Representations of Violence

Various artists. Representations of Violence – Art of the Sierra Leone war

About this Exhibition

The Sierra Leone civil war was from 1991-2002 and these paintings and drawings tell gruesome narratives that many of the artists themselves witnessed. Both art and music have become powerful media of social commentary, inspiring responses to the war. What the world now knows of the horrific war in Sierra Leone is that thousands of people lost limbs, loved ones and their lives. In fact, 40-50,000 Sierra Leoneans died. Thousands were driven out of the country as refugees. Many of them went to the U.S.

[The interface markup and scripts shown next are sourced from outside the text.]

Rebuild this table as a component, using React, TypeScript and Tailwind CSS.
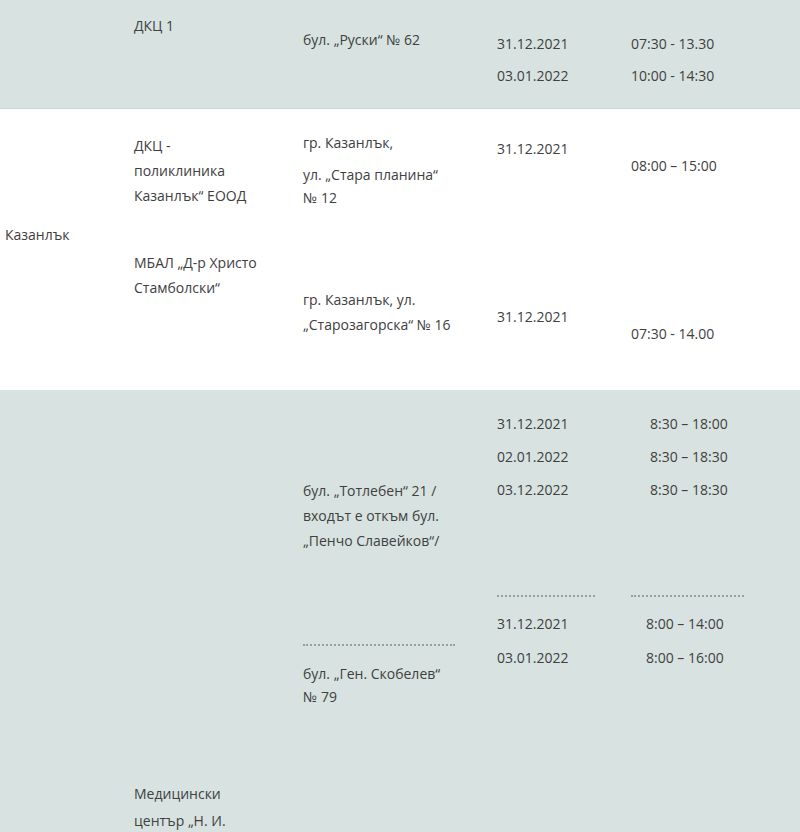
const cols = 'grid grid-cols-[129px_169px_194px_134px_169px]';

function Cell({ className = '', children }: { className?: string; children?: React.ReactNode }) {
  return <div className={`pl-[5px] ${className}`}>{children}</div>;
}

function Dots({ w }: { w: string }) {
  return <div className={`${w} border-t-2 border-dotted border-[#98a19f]`} />;
}

export default function App() {
  return (
    <div className="w-[800px] h-[832px] overflow-hidden bg-white text-[14px] leading-[25px] text-[#404040] font-['Open_Sans','Noto_Sans',sans-serif]">
      {/* ДКЦ 1 */}
      <div className={`${cols} h-[109px] bg-[#d8e3e1] border-b border-[#c9d3d2]`}>
        <Cell />
        <Cell className="pt-[13px]">ДКЦ 1</Cell>
        <Cell className="pt-[27px]">бул. „Руски“ № 62</Cell>
        <Cell className="pt-[31px] flex flex-col gap-[7px]">
          <p>31.12.2021</p>
          <p>03.01.2022</p>
        </Cell>
        <Cell className="pt-[31px] flex flex-col gap-[7px]">
          <p>07:30 - 13.30</p>
          <p>10:00 - 14:30</p>
        </Cell>
      </div>

      {/* Казанлък */}
      <div className={`${cols} h-[281px] bg-white`}>
        <Cell className="pt-[113px]">Казанлък</Cell>
        <Cell className="pt-[24px]">
          <p>
            ДКЦ -<br />
            поликлиника<br />
            Казанлък“ ЕООД
          </p>
          <p className="mt-[42px]">
            МБАЛ „Д-р Христо<br />
            Стамболски“
          </p>
        </Cell>
        <Cell className="pt-[21px]">
          <p>гр. Казанлък,</p>
          <p className="mt-[8px] leading-[23px]">
            ул. „Стара планина“<br />
            № 12
          </p>
          <p className="mt-[78px]">
            гр. Казанлък, ул.<br />
            „Старозагорска“ № 16
          </p>
        </Cell>
        <Cell className="pt-[27px]">
          <p>31.12.2021</p>
          <p className="mt-[143px]">31.12.2021</p>
        </Cell>
        <Cell className="pt-[44px]">
          <p>08:00 – 15:00</p>
          <p className="mt-[143px]">07:30 - 14.00</p>
        </Cell>
      </div>

      {/* Медицински център */}
      <div className={`${cols} h-[442px] bg-[#d8e3e1]`}>
        <Cell />
        <Cell className="pt-[390px]">
          <p className="leading-[27px]">
            Медицински<br />
            център „Н. И.<br />
            Пирогов“
          </p>
        </Cell>
        <Cell className="pt-[88px]">
          <p>
            бул. „Тотлебен“ 21 /<br />
            входът е откъм бул.<br />
            „Пенчо Славейков“/
          </p>
          <div className="mt-[91px]">
            <Dots w="w-[152px]" />
          </div>
          <p className="mt-[16px] leading-[23px]">
            бул. „Ген. Скобелев“<br />
            № 79
          </p>
        </Cell>
        <Cell className="pt-[21px]">
          <div className="flex flex-col gap-[8px]">
            <p>31.12.2021</p>
            <p>02.01.2022</p>
            <p>03.12.2022</p>
          </div>
          <div className="mt-[93px]">
            <Dots w="w-[98px]" />
          </div>
          <div className="mt-[14px] flex flex-col gap-[9px]">
            <p>31.12.2021</p>
            <p>03.01.2022</p>
          </div>
        </Cell>
        <Cell className="pt-[21px]">
          <div className="flex flex-col gap-[8px] pl-[19px]">
            <p>8:30 – 18:00</p>
            <p>8:30 – 18:30</p>
            <p>8:30 – 18:30</p>
          </div>
          <div className="mt-[93px]">
            <Dots w="w-[113px]" />
          </div>
          <div className="mt-[14px] flex flex-col gap-[9px] pl-[15px]">
            <p>8:00 – 14:00</p>
            <p>8:00 – 16:00</p>
          </div>
        </Cell>
      </div>
    </div>
  );
}
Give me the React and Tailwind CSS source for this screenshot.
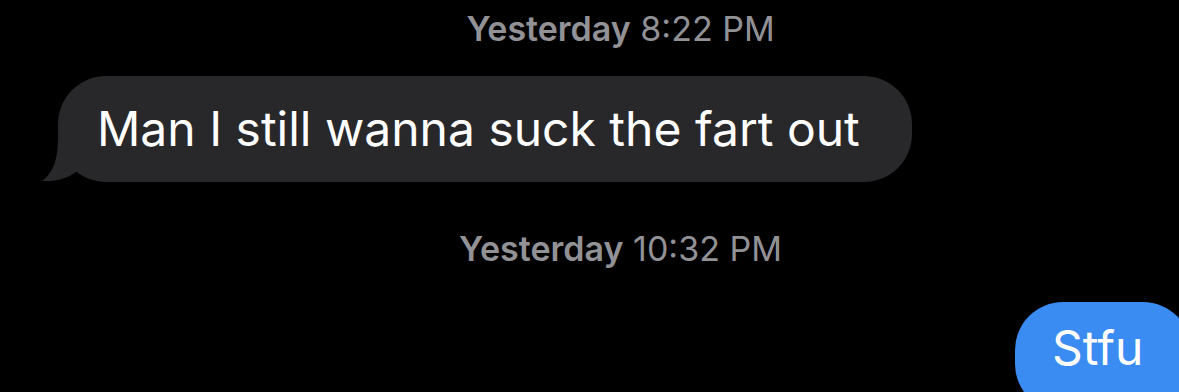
export default function App() {
  return (
    <div className="h-[392px] w-full overflow-hidden bg-black" style={{ fontFamily: 'Inter, "Liberation Sans", sans-serif' }}>
      <div className="pl-[62px] pt-[9px] text-center text-[34px] leading-[40px] text-[#929296]">
        <span className="font-semibold">Yesterday</span> 8:22 PM
      </div>

      <div className="mt-[27px] pl-[58px]">
        <div className="relative inline-flex h-[106px] w-[854px] items-center rounded-[48px] bg-[#28282a] pl-[39px]">
          <svg className="absolute bottom-0 left-[-16px]" width="40" height="44" viewBox="0 0 40 44">
            <path d="M16 0 C16 20 12 34 0 43 C14 44 26 40 34 34 L40 0 Z" fill="#28282a" />
          </svg>
          <span className="relative text-[48px] leading-none text-white">Man I still wanna suck the fart out</span>
        </div>
      </div>

      <div className="mt-[47px] pl-[62px] text-center text-[34px] leading-[40px] text-[#929296]">
        <span className="font-semibold">Yesterday</span> 10:32 PM
      </div>

      <div className="mt-[33px] flex justify-end">
        <div className="mr-[-12px] flex h-[110px] w-[176px] items-start rounded-[48px] bg-[#3b8cf2] pl-[37px] pt-[22px]">
          <span className="text-[48px] leading-none text-white">Stfu</span>
        </div>
      </div>
    </div>
  );
}
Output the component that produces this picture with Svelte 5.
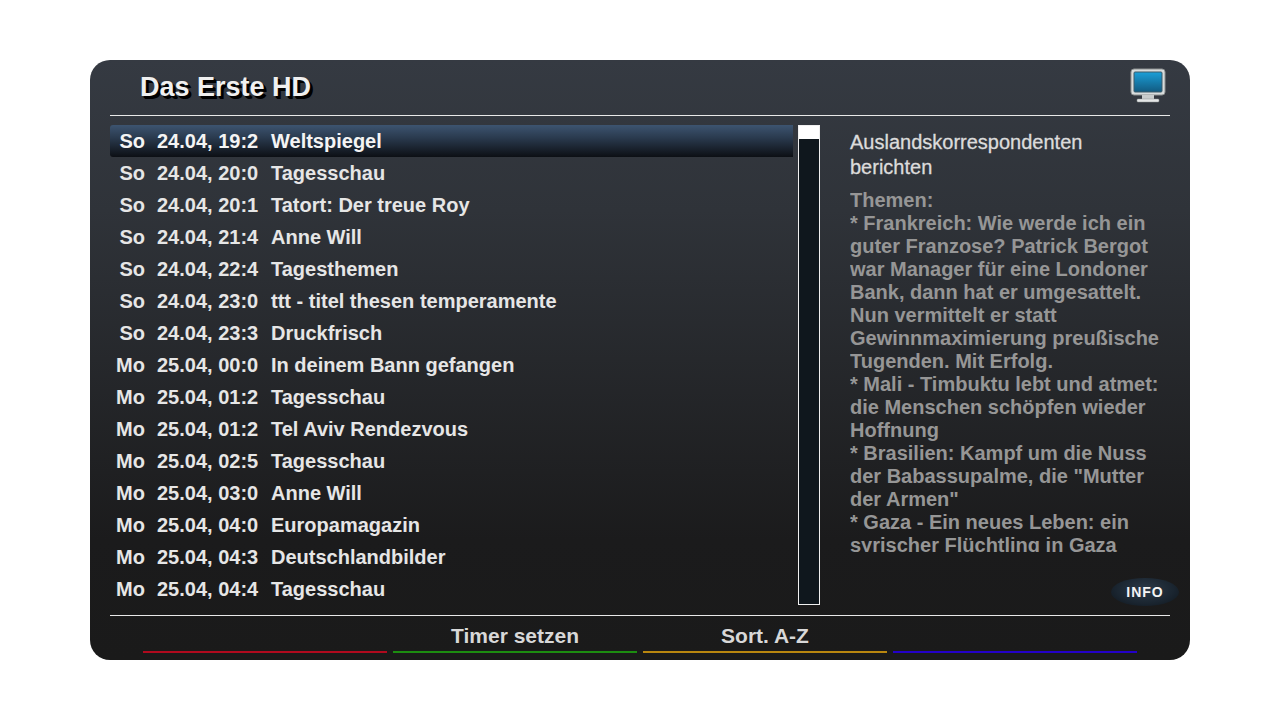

Representations of violence

Representations of violence

 

Why this particular exhibition?

In spite of the CNN specials and graphic reporting in the major newspapers, the international community was not able to make as impact on these senseless brutalities. The international population did not understand the crisis until the people of Sierra Leone had been heard. The exhibition allowed Sierra Leonean artists to tell their stories and the American people to express their compassion.

 

 

What this exhibition meant to peace seeking people

What happened in Sierra Leone could happen anywhere. The pages of history are littered with gruesome atrocities of war. In recent history, we can point to the Holocaust, the civil war against slavery, the Spanish civil war, Vietnam, Yugoslavia, Angola, Chechnya, Palestine, Israel, Rwanda, South Africa, Mozambique, Ethiopia and 9/11 in America.

Representations of Violence provided education about the particulars of the Sierra Leone crisis so concern could be shared for the future of the survivors of the violence.

It also provided a lens through which the complexities and intricacies of war could be viewed. This contributed to a growing global cry to establish a culture of peace.

Finally, the exhibit was an opportunity for Americans to express their compassion and recognise the experiences of the people of Sierra Leone.

Representations of Violence Funders

Representations of Violence was funded in part by a grant from the Wisconsin Humanities Council with funds from the National Endowment for the Humanities and the State of Wisconsin ; by the Dane County Cultural Affairs Commission with additional funds from the Madison Community Foundation and the Overture Foundation.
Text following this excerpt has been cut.